Israeli anti-drone technology deployed

The British Army is understood to have deployed a counter-unmanned aircraft system (C-UAS) called Drone Guard at Gatwick, allowing the runways to reopen.

The Drone Guard system, developed by Israeli firm Rafael, was purchased by the army this summer. It provides an “end-to-end system designed to provide effective airspace defence against hostile drones used by terrorists to perform aerial attacks, collect intelligence, and other intimidating activities”.

Drone filming service Crowded Space Drones tweeted that it was helping the UK authorities, but declined to give details.

"We can confirm we are deploying assets around the UK to support protection of the travelling public at airports and other facilities as they start Christmas travel," it said. "We will not be commenting further at this time."

Perpetrator "really could be anybody"

Young said that "anyone" could be behind the incident.

"Drones are now so accessible that it really could be anybody from 13-year-old kid out for a holiday laugh to a 70 year-old old disgruntled resident sick of aircraft noise," he said.

"Getting into the air used to come with extraordinary cost and privilege, but now the technology has been democratised to an extend that it is in the hands of everyone," he added. "This is a massive shift in the power structure."

Designer Clemens Weisshaar said he suspected the Gatwick case was caused by an drone acting without a human operator, or controlled by a human operator a long way away.

"You'd think someone is doing this remotely and is nowhere near Gatwick," he said. "The only way to evade [security measures] is to not have any connection to the operator."

"Dramatic infrastructural damage on a low budget"

He added: "The timing suggests somebody is trying to maximise the impact. The people doing this are exposing the loophole.
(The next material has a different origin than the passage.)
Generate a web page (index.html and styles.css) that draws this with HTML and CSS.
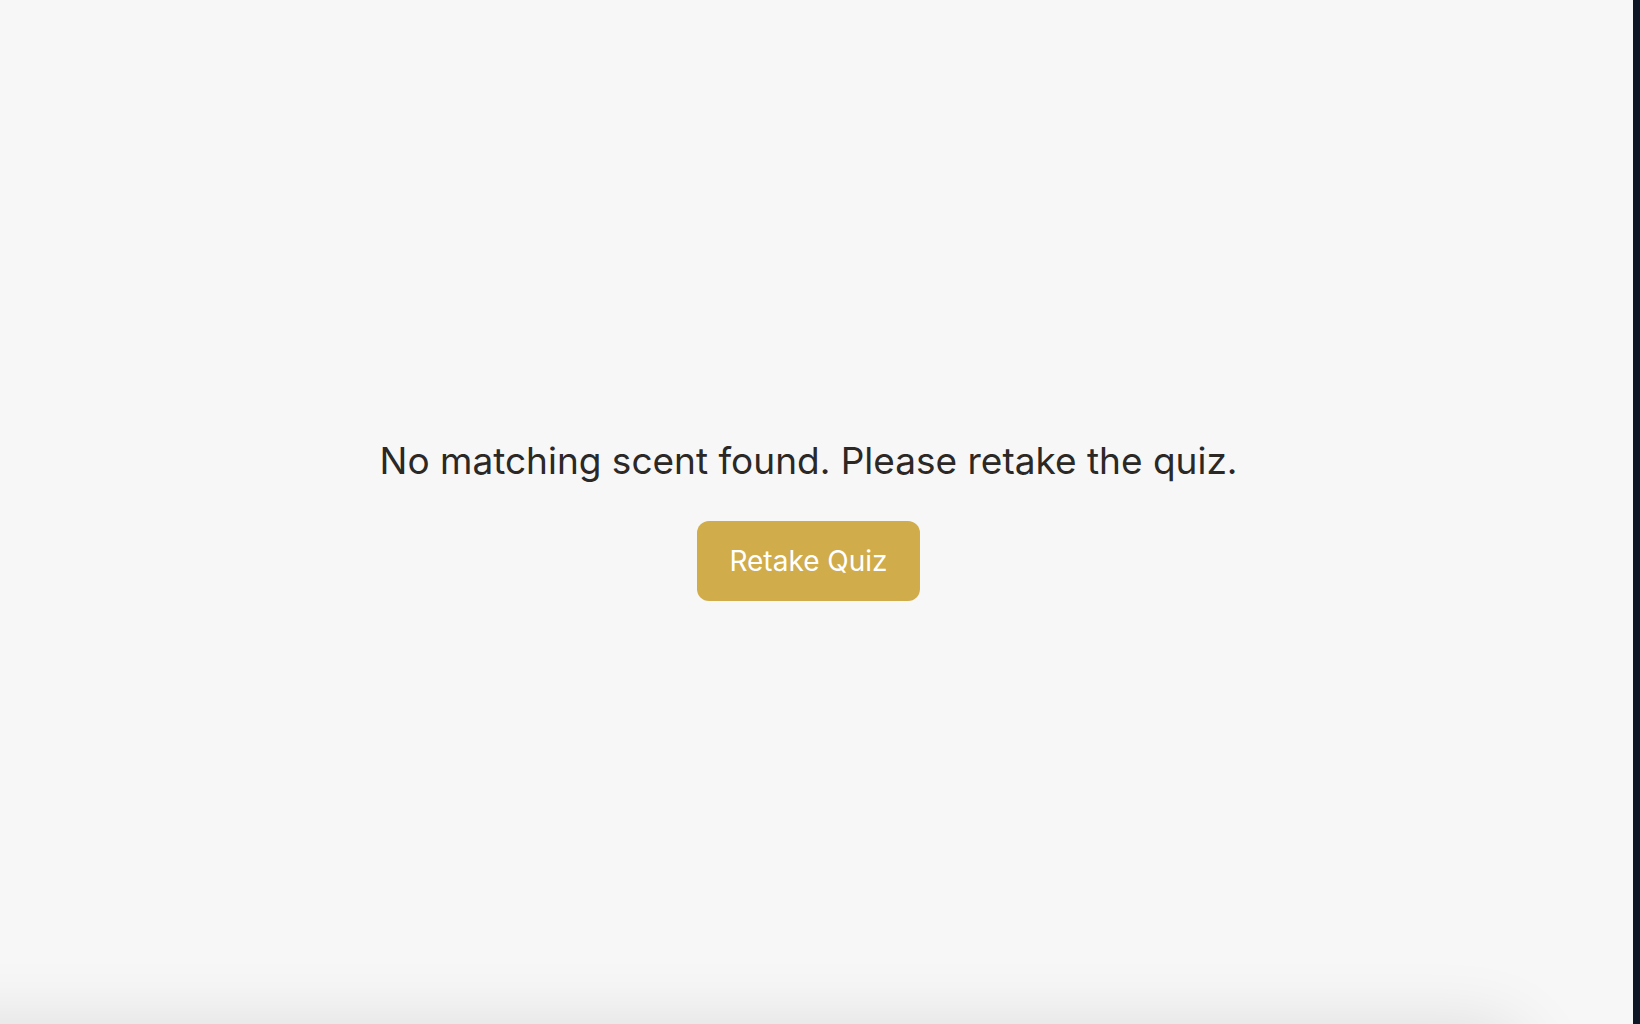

They're doing dramatic minimally invasive infrastructural damage on a low budget."

Earlier this year Elevation, Dezeen's short documentary about the future impact of drones, predicted that the devices could start to be used for nefarious means.
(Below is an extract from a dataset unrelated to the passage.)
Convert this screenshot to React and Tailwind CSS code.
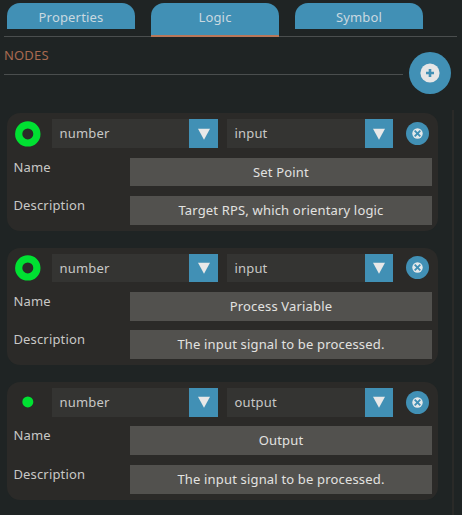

In the film, Weisshaar warned of "scary" scenarios where drones could be used to cause harm.

"It's surprising how little has happened with commercially available drones... Because there is stuff that can carry considerable payloads," he said.

"Just dropping things into a crowd is a real option. And gladly nothing has happened there yet, but it will."

The disruption at Gatwick Airport caused the cancellation of around 800 flights, affecting 120,000 people. New UK laws were introduced this summer making it illegal to fly drones within 1,000 metres of an airport.